#### Task brief
Pull out every line below that contains the word "components".

--- BEGIN Given data ---

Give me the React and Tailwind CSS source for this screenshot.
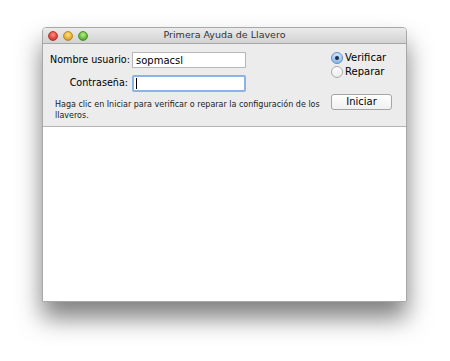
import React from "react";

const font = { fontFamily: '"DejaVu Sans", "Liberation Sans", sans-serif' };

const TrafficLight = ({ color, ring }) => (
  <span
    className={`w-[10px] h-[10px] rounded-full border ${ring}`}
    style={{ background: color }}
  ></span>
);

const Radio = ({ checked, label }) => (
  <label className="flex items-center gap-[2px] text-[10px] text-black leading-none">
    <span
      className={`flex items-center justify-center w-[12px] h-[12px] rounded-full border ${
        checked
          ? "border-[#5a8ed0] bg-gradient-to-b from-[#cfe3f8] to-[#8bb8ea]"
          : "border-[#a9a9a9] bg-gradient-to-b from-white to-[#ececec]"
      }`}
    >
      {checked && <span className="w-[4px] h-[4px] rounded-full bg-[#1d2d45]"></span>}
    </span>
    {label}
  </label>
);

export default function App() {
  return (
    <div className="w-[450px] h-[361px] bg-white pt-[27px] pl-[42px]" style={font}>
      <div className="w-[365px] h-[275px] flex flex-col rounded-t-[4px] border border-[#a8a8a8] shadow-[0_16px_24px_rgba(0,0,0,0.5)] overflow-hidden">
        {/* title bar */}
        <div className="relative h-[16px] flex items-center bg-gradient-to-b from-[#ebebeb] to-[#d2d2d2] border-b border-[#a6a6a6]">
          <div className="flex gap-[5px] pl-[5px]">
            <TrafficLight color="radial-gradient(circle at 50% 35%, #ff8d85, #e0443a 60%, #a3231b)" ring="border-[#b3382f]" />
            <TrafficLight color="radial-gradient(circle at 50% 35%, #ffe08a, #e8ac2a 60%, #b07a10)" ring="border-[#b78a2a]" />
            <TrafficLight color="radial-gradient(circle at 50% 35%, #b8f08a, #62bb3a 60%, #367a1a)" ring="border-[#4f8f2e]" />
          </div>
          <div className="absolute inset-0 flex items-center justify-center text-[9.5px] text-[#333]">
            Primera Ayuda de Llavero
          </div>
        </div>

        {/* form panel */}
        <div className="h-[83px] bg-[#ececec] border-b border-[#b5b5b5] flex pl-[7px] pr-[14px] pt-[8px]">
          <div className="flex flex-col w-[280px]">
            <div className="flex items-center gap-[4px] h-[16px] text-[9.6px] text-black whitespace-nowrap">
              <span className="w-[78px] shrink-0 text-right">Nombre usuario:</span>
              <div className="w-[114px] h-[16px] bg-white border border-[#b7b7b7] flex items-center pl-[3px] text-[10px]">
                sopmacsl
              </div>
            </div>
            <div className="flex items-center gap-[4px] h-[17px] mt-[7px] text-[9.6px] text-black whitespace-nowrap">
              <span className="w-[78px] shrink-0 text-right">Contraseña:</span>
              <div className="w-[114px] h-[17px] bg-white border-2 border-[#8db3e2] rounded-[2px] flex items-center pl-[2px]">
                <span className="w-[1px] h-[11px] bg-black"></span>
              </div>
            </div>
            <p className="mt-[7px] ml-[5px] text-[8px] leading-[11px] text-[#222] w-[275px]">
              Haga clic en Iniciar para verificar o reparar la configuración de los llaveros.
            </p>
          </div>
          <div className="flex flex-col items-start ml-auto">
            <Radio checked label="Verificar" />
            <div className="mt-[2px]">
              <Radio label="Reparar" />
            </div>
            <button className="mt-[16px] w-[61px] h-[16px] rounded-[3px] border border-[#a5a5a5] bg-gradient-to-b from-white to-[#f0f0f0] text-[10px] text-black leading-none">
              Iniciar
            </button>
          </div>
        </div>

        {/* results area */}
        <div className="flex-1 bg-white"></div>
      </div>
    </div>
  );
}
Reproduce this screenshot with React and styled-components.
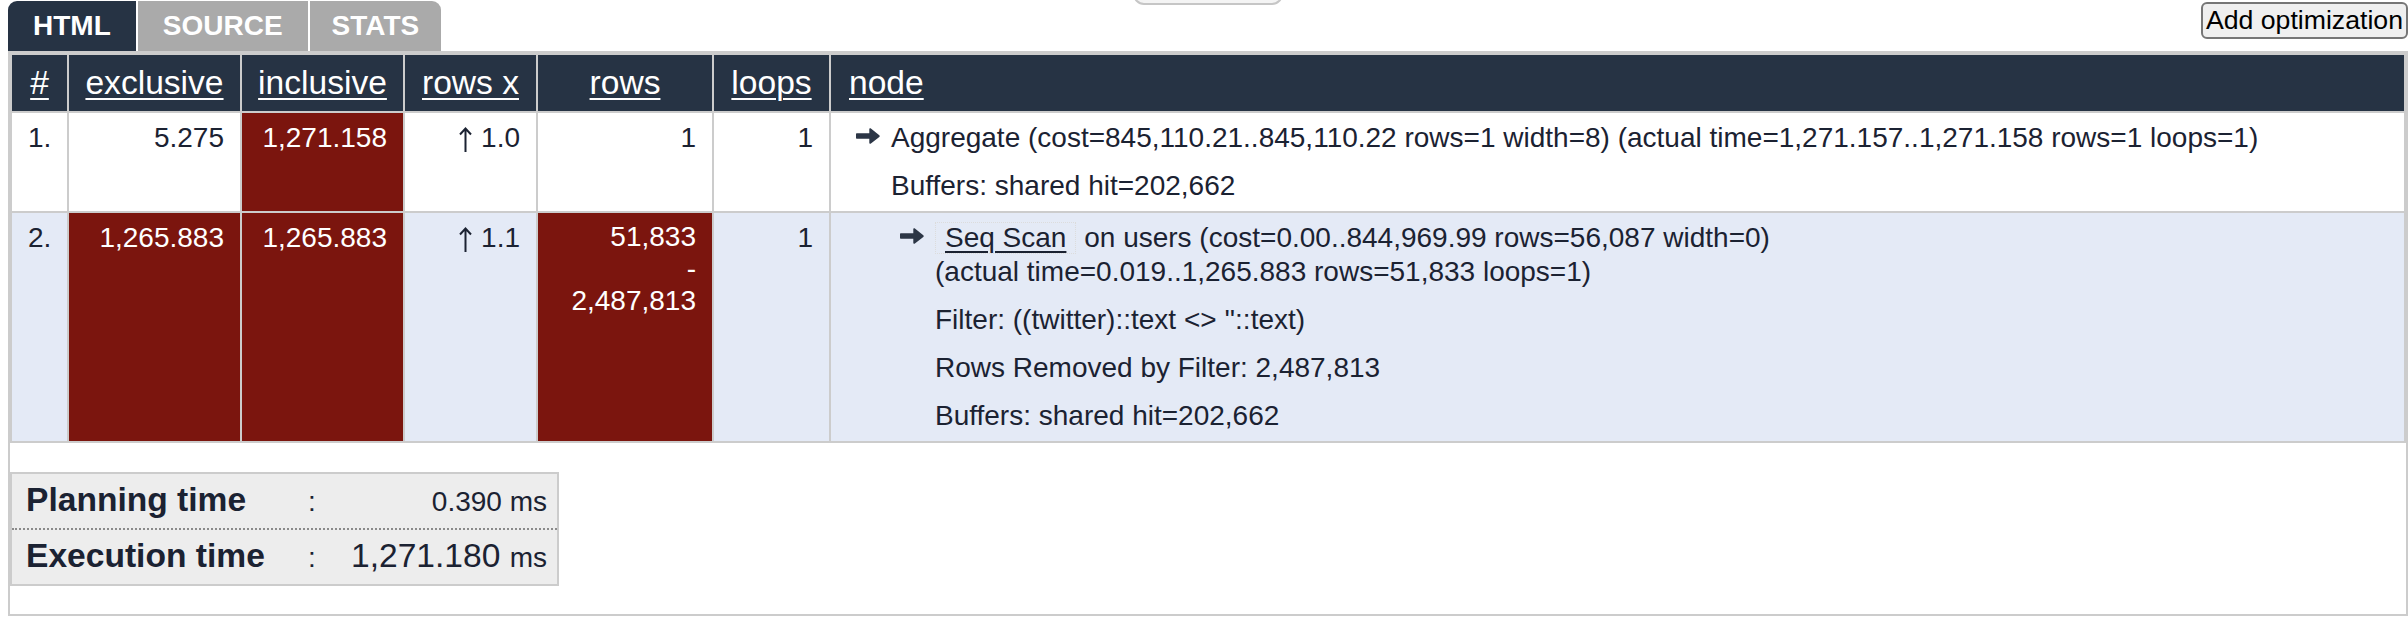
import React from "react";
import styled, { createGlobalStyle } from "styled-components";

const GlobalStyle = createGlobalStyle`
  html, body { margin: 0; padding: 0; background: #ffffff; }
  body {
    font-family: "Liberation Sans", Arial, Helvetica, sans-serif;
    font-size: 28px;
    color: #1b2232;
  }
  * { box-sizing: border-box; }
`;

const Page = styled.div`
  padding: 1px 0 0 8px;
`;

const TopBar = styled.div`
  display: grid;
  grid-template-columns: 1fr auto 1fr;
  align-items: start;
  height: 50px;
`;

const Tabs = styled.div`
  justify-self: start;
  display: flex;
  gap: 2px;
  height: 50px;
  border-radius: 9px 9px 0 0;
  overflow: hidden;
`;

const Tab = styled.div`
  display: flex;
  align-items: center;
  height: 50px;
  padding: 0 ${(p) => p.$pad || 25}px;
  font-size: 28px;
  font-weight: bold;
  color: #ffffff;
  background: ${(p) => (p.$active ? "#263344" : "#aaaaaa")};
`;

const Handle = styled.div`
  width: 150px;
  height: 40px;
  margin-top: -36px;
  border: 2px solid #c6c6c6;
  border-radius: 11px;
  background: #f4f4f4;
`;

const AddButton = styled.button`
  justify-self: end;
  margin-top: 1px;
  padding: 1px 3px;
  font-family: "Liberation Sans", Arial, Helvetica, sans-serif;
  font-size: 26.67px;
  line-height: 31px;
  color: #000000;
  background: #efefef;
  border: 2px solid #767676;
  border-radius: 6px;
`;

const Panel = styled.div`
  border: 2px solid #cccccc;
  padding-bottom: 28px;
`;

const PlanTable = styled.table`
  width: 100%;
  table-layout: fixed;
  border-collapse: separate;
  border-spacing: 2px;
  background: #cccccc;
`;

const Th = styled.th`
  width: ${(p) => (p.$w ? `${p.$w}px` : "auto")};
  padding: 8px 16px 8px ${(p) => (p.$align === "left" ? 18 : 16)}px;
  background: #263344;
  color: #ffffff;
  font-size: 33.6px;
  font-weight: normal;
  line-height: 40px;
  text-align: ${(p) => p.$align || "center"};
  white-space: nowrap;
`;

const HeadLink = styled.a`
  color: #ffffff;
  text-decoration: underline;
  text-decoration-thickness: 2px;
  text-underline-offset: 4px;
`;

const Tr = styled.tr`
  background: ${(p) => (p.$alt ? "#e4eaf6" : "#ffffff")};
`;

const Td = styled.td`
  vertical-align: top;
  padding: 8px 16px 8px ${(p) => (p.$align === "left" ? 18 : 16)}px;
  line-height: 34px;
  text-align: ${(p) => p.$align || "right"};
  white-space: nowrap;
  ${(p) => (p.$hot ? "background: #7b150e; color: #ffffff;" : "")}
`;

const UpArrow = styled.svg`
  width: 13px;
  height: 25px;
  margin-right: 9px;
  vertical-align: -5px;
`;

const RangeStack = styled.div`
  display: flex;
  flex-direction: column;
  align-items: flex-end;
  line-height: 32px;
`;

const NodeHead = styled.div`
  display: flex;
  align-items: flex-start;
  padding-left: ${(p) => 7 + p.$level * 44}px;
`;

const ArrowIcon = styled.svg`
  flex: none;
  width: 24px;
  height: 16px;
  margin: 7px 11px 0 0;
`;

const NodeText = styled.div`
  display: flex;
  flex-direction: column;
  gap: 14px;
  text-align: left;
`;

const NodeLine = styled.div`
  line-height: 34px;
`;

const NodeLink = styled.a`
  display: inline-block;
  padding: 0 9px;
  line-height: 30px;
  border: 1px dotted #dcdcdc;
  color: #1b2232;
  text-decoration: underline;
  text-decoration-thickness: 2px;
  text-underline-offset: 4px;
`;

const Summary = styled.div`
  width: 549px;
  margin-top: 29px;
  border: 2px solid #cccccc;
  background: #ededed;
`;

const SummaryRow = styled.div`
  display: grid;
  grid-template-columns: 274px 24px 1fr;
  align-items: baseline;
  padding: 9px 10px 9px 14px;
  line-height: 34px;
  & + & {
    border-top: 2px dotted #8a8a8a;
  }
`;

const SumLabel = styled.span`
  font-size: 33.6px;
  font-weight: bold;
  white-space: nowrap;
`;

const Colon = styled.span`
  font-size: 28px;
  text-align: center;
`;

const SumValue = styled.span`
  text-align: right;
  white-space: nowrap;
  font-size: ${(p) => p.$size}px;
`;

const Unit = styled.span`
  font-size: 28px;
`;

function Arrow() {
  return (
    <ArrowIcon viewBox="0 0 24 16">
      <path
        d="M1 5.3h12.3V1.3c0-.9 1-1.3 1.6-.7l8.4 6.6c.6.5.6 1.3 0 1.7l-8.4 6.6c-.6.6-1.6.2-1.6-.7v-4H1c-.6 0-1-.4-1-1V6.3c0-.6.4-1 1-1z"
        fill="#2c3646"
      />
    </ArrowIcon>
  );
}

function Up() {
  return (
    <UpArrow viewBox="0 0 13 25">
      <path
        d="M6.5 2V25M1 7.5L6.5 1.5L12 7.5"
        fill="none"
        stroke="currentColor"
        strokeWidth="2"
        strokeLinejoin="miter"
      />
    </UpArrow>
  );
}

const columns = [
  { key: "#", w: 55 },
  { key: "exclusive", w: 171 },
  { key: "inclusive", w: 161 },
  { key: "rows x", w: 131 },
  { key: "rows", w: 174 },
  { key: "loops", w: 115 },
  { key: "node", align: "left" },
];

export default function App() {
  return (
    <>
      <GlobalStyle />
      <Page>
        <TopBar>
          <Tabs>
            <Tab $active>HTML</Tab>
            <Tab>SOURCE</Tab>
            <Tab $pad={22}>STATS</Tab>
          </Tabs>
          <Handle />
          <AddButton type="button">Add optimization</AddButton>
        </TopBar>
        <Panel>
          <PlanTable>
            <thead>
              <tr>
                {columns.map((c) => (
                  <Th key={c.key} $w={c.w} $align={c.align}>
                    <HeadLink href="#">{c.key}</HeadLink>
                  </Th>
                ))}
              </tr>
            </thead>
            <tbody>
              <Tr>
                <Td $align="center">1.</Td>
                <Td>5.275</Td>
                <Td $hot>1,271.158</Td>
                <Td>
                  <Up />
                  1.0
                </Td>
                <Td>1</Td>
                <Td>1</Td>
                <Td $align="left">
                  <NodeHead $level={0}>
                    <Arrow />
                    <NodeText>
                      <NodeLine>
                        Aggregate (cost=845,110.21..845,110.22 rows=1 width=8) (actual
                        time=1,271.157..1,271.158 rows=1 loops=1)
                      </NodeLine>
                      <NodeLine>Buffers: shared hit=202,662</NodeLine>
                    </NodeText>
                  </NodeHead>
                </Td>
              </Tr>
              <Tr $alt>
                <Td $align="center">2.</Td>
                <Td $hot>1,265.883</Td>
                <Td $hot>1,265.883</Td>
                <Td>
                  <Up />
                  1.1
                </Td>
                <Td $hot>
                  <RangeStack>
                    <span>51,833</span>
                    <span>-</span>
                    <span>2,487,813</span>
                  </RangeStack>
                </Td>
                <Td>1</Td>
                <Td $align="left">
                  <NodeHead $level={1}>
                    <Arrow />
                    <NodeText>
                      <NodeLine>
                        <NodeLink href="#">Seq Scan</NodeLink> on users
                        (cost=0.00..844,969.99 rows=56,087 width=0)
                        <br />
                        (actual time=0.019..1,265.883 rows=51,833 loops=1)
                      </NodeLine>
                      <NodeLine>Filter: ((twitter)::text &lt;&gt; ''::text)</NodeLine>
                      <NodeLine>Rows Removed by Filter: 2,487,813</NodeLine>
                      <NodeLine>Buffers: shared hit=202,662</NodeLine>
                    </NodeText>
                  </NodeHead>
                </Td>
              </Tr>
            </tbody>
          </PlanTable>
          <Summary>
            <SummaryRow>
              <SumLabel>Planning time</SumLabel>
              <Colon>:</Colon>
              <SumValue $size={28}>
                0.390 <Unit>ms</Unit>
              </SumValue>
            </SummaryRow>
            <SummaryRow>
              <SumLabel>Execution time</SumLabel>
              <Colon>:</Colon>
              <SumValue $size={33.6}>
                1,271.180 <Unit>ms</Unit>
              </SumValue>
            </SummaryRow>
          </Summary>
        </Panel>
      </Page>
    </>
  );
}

--- END Given data ---

#### Exercise result
Reproduce this screenshot with React and styled-components.
import styled, { createGlobalStyle } from "styled-components";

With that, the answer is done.